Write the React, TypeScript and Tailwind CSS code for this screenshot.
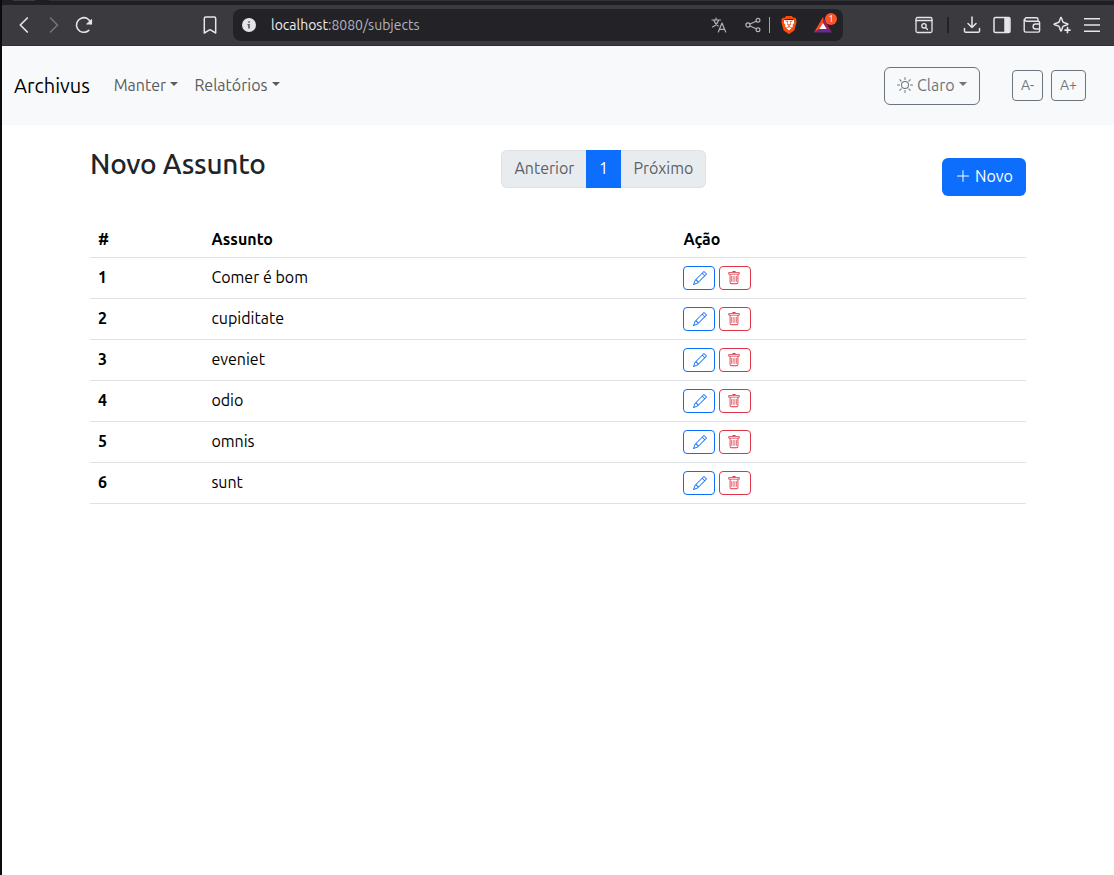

---

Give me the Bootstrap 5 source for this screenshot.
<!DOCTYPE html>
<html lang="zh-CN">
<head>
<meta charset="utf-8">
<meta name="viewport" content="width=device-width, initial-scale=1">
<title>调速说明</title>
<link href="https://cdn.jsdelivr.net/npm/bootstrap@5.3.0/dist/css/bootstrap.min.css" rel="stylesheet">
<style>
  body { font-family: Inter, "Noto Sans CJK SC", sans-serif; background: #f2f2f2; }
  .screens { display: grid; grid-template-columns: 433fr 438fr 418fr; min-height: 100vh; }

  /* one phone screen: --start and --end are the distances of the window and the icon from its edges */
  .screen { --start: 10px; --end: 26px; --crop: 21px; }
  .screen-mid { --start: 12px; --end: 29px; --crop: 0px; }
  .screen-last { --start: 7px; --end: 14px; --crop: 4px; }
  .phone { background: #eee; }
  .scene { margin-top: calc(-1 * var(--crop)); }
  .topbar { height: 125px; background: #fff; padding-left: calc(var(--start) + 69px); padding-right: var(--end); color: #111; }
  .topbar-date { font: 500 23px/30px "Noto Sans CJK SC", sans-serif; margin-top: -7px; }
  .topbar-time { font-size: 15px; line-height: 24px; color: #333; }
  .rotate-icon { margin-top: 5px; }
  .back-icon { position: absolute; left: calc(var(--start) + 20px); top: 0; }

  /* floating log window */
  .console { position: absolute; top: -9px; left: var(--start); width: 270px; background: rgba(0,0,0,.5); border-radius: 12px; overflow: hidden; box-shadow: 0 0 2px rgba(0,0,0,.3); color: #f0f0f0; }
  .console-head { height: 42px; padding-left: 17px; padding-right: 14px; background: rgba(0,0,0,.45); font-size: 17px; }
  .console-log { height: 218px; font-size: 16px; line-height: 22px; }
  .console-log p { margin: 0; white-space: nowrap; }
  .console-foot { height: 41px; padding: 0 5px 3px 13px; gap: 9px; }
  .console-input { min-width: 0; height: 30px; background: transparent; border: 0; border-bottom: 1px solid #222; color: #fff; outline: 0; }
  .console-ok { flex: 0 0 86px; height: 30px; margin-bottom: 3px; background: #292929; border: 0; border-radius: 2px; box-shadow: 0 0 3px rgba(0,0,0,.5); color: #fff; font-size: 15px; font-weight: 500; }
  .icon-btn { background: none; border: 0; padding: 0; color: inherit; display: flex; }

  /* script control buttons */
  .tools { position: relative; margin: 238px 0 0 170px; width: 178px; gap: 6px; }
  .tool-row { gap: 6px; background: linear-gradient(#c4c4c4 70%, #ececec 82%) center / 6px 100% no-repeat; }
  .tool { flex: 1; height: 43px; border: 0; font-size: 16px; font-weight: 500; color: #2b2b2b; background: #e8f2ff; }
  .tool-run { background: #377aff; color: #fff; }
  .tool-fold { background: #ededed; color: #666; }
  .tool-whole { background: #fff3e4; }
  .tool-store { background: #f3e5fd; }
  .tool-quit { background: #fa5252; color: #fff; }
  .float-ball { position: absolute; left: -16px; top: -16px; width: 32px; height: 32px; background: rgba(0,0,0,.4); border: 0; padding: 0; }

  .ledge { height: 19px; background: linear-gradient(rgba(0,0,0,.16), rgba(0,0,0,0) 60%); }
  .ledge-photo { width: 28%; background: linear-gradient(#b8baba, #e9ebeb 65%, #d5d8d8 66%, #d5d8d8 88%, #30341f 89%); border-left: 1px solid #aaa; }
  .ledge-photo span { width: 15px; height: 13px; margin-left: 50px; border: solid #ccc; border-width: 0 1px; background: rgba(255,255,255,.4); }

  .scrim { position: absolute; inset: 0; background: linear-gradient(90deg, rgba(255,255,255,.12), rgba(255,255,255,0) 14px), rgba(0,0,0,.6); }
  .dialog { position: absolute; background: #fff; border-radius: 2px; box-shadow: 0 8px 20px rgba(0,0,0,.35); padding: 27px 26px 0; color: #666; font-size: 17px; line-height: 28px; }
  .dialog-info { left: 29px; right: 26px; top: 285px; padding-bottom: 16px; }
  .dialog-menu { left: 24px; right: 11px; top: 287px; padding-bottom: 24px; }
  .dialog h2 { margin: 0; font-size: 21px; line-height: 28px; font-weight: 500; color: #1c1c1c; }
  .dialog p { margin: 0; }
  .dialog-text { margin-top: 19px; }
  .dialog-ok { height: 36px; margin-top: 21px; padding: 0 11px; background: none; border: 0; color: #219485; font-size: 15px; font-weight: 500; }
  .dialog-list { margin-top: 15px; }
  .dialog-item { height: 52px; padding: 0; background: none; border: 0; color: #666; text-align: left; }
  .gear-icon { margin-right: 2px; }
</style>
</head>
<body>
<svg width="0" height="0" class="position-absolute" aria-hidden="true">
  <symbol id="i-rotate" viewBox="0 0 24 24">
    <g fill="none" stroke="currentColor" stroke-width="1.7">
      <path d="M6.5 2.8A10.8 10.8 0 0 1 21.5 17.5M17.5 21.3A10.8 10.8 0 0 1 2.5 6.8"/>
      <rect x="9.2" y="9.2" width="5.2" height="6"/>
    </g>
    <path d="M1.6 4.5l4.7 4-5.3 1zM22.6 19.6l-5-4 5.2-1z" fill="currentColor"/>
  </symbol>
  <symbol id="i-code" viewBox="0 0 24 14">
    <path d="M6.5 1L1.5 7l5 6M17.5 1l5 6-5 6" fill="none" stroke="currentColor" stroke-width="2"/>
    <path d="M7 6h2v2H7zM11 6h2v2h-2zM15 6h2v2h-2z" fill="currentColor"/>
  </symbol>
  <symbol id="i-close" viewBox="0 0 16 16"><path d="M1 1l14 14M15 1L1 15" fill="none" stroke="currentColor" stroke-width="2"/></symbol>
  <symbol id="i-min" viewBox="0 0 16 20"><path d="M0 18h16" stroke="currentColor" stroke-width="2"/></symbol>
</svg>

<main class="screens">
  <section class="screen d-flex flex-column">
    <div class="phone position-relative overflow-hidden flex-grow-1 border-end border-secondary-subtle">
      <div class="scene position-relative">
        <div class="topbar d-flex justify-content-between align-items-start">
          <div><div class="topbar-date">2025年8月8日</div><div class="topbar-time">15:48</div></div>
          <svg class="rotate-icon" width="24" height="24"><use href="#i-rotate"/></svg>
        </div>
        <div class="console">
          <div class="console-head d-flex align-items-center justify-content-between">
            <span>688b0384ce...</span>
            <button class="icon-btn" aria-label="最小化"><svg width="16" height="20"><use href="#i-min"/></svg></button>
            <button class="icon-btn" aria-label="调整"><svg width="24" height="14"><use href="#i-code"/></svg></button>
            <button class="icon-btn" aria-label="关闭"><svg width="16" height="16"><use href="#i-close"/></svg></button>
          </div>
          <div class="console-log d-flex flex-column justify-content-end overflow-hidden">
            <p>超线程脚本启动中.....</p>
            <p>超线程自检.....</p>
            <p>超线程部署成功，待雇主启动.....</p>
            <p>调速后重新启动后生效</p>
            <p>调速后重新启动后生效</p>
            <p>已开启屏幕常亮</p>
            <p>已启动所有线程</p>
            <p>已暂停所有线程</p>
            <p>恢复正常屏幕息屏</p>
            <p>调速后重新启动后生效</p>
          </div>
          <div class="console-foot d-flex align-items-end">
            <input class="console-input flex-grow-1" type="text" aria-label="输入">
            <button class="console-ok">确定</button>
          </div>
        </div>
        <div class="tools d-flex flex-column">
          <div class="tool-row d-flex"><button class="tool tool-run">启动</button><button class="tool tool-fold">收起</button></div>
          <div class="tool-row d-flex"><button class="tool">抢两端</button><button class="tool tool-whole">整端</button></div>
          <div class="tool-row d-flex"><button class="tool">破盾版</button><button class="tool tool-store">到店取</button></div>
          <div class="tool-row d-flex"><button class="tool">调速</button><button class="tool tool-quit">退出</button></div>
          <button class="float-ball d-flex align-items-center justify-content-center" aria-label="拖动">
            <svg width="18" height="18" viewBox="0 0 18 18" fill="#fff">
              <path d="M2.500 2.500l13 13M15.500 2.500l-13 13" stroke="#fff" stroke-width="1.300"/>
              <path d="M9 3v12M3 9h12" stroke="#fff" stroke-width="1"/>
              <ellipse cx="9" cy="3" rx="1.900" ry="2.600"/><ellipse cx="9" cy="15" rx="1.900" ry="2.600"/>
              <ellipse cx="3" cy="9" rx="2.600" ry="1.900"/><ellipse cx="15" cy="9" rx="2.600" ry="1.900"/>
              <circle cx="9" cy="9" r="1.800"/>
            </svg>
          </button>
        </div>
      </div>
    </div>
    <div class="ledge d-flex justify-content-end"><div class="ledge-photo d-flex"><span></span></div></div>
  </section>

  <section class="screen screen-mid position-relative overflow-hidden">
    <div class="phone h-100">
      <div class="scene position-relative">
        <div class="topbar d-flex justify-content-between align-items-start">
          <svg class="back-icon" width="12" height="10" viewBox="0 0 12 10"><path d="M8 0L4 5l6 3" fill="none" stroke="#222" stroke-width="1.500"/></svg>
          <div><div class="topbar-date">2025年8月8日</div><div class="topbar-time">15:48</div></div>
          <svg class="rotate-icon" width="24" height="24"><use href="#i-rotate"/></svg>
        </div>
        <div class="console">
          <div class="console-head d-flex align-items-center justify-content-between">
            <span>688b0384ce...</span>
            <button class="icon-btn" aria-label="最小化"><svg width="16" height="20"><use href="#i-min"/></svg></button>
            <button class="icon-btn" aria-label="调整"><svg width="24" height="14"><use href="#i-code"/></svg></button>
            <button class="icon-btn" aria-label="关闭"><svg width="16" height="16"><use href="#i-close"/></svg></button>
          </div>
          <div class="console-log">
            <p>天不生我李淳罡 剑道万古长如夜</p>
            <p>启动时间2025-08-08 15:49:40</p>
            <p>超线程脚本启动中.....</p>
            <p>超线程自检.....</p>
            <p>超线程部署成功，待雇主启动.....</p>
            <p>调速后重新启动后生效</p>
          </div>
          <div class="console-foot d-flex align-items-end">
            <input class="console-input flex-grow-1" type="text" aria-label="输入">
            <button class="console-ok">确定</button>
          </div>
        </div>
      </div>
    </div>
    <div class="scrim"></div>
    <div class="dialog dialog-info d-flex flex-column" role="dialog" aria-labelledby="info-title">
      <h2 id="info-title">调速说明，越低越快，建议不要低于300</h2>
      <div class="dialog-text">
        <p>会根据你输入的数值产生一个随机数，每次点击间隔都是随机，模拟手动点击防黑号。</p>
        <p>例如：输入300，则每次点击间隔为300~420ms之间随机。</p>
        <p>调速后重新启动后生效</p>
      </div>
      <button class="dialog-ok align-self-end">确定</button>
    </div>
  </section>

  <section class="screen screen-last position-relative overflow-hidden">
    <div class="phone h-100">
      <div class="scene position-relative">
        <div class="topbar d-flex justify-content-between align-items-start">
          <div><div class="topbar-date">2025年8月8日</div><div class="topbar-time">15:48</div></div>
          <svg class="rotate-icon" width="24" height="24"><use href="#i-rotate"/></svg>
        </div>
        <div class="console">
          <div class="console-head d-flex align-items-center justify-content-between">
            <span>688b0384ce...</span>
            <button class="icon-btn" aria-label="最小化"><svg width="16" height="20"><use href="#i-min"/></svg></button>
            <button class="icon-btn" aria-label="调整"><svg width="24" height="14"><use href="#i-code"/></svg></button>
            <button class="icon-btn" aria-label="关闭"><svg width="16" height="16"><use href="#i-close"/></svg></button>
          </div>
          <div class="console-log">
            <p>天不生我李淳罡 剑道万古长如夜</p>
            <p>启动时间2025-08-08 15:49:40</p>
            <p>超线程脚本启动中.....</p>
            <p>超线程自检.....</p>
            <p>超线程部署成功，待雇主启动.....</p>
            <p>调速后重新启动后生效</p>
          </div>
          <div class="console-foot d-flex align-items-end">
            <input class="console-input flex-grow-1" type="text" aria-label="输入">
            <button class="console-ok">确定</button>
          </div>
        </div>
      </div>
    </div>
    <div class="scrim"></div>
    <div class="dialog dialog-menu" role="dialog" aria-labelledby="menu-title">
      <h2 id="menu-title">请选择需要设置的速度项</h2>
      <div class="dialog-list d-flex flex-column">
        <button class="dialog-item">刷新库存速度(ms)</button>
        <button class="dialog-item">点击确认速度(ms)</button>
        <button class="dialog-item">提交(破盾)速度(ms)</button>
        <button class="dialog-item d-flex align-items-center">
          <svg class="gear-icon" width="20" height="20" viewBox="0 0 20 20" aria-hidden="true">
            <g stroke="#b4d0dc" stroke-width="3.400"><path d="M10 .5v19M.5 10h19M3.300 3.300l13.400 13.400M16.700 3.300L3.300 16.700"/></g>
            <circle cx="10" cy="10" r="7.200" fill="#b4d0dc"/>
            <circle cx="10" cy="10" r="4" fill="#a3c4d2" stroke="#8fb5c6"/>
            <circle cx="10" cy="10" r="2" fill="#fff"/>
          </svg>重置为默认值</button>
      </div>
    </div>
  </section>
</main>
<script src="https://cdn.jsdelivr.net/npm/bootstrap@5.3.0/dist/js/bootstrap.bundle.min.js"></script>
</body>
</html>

**WHAT NEEDS TO BE DONE**
Select and copy every line of the material that holds the string "screenshot".

**EXPECTED OUTPUT**
Write the React, TypeScript and Tailwind CSS code for this screenshot.
Give me the Bootstrap 5 source for this screenshot.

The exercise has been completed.